The last eight hours have been rather...unusual. In fact, I'm unsure as to how I should preface this story. I think it's best to just jump right in.

I met a friend around 9:00 last night for a beer. We shared London Ales and lovely conversation for a few hours, followed by a walk around Brera, a part of Milan frequented less by tourists and more by locals. We stopped in this great ice cream shop where you could get a Magnum bar hand dipped and covered with your choice of toppings (which included dried raspberries, rose petals, and miniature meringue puffs, among other whimsical choices). I opted for white chocolate coating, coconut, brownie pieces, and the meringue. As an avid fan of Magnum ice cream, I was in heaven. 

The evening concluded at the reasonable hour of midnight, and I was back to the apartment by 12:25 or so.
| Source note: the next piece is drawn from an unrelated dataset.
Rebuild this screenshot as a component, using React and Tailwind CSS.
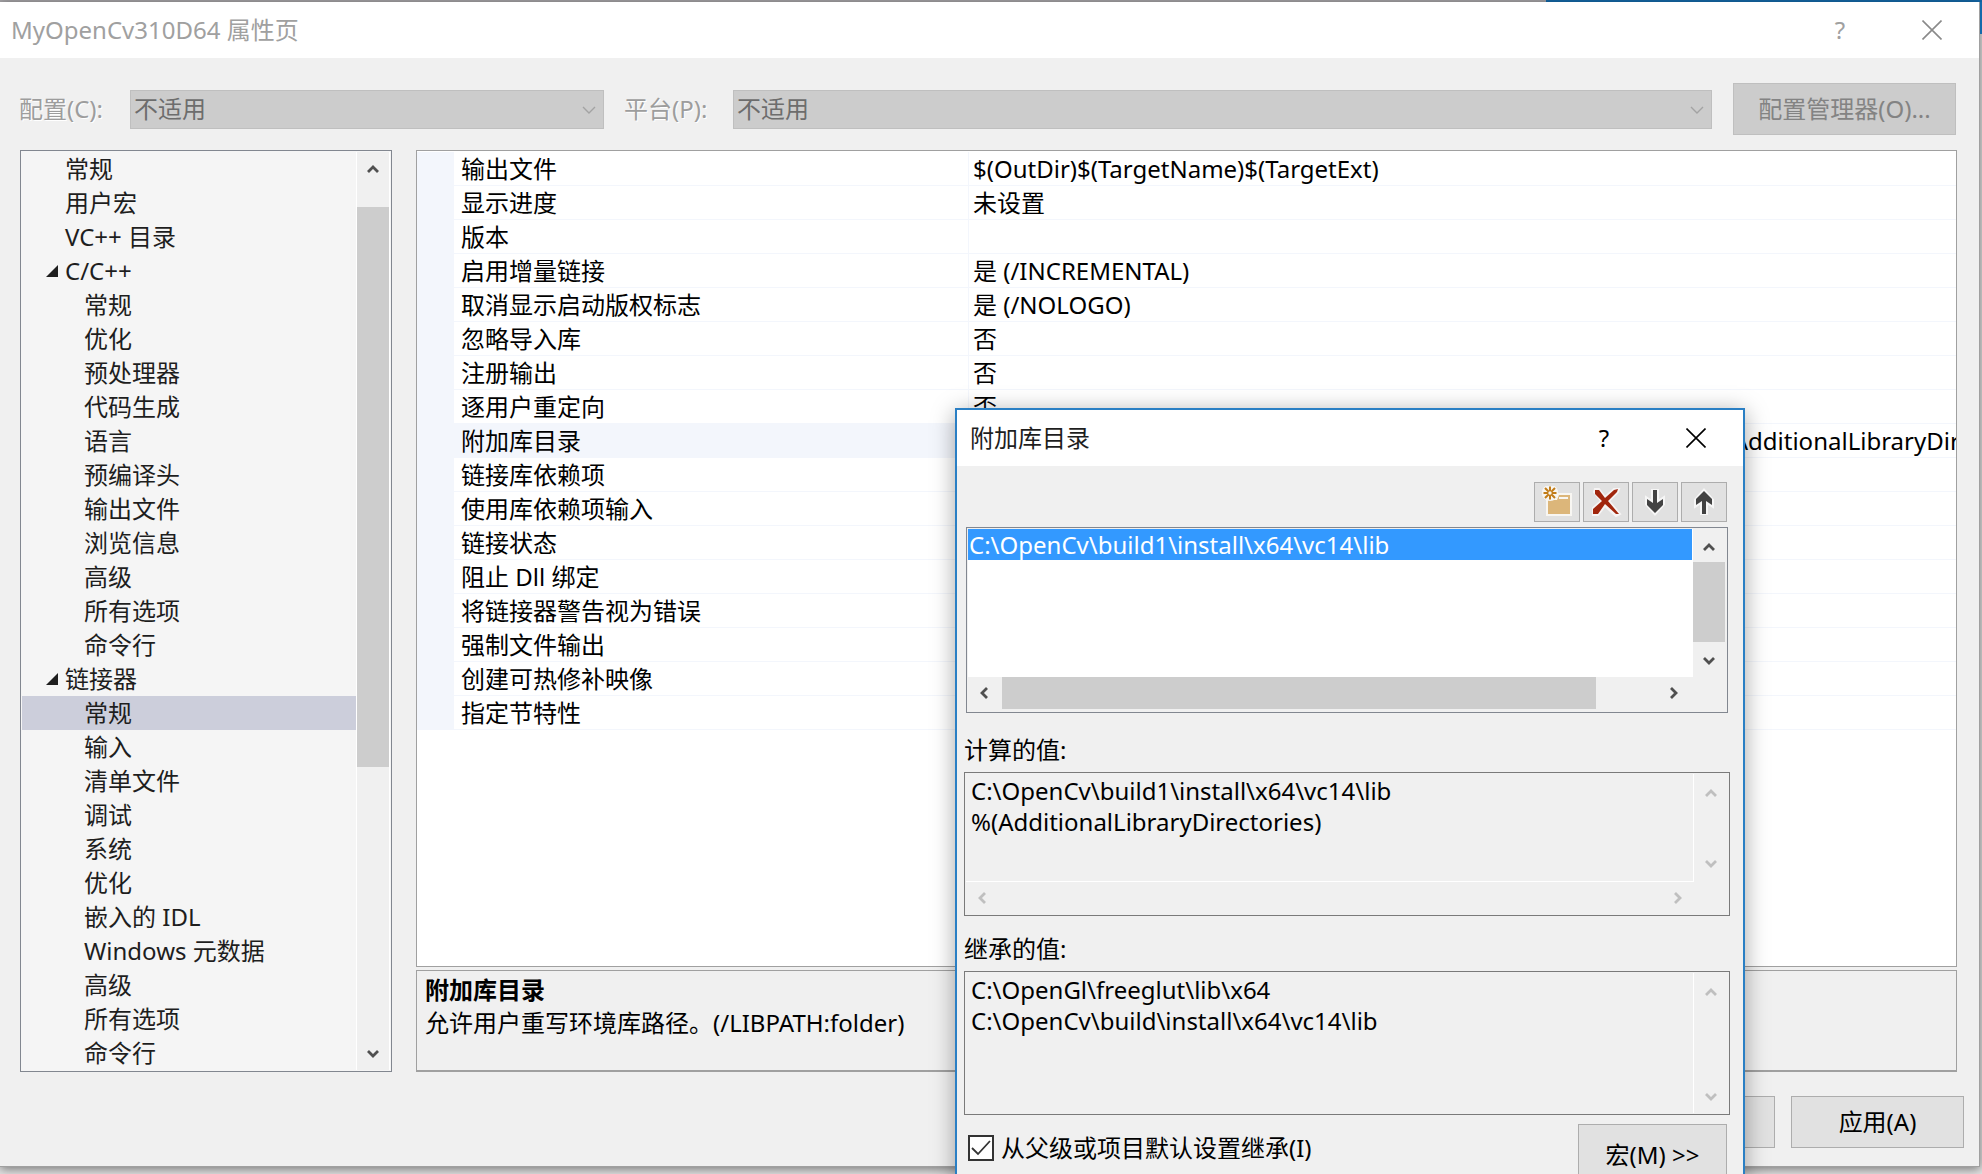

The walk home had been chilly, and I couldn't wait to get my pajamas on and snuggle into bed. With this lovely thought in mind, I unlocked the double doors to the apartment as quietly as I possibly could so as not to wake the others. The door creaked open, but where I could usually just walk on in, there was now another door closed in front of me. This second door usually remained open, but tonight it was not only closed, but locked. Locked - with a key that I knew did not reside on my keychain. 


I tried in vain to force open the door, thinking that perhaps it wasn't locked but simply jammed shut. No luck. It was now 12:35ish. I knew everyone was asleep, but clearly I had to have someone let me in. 

"So sorry to wake you, but that second door is locked and I don't have a key. Could you open it?" I wrote, thinking a text was more polite than a blaring ringtone going off at 12:30pm. Ten minutes response. I would have to call. A bitchy robot woman answered. "Siamo spiacenti, sembra aver esaurito minuti. Si prega di acquistare più minuti." My Italian was sharp enough to get the gist of that statement; my cheapo phone had run out of minutes.

Again, great.

Suddenly, I was struck with the kind of brilliant idea that can only come during a moment of desperation, fueled by the buzz I had from cheap London Ale and 1,000 grams of sugar from the ice cream bar. I'll pick the lock! I thought. I dug around in my purse, found a hairpin, and proceeded to attempt to pick the old Victorian lock for the next twenty minutes. 

Needles to say, I was unsuccessful. Between 1:00am and 1:59am, I alternated between failed phone calls to the bitchy Vodaphone lady and failed breaking and entering attempts with a flimsy hairpin. At 2:00am, I admitted defeat. I had no choice but to wait it out in the chilly stone foyer of the apartment building. So I waited. And waited. And waited.

Time went surprisingly fast. I came up with creative ways to sit and/or lay so as not to completely numb any one part of my body. I chatted with friends on Facebook - it was early evening back home, after all. I thought about upcoming trips I wanted to take. I wished my sister a happy birthday two days late. I was really getting some things checked off my to-do list! Eventually, I dozed off. 

I woke up around 3:00am and tried to pick the lock again out of sleep deprived insanity. I was in the midst of this when I heard something behind me. "Scusi, ma cosa stai facendo?" (Excuse me, but what are you doing?) I whirled around and saw the middle aged man who collects garbage from the apartment to be taken outside.

"Oh! Ah, I'm... mi dispiace, ma non parlo Italiano bene." (I'm sorry, but I don't speak Italian well.) And he didn't speak English. After lots of attempts at explaining my situation, he finally understood that I was locked out. So naturally, I was invited back to stay the night at his home. That IS the typical solution to this sort of situation, isn't it?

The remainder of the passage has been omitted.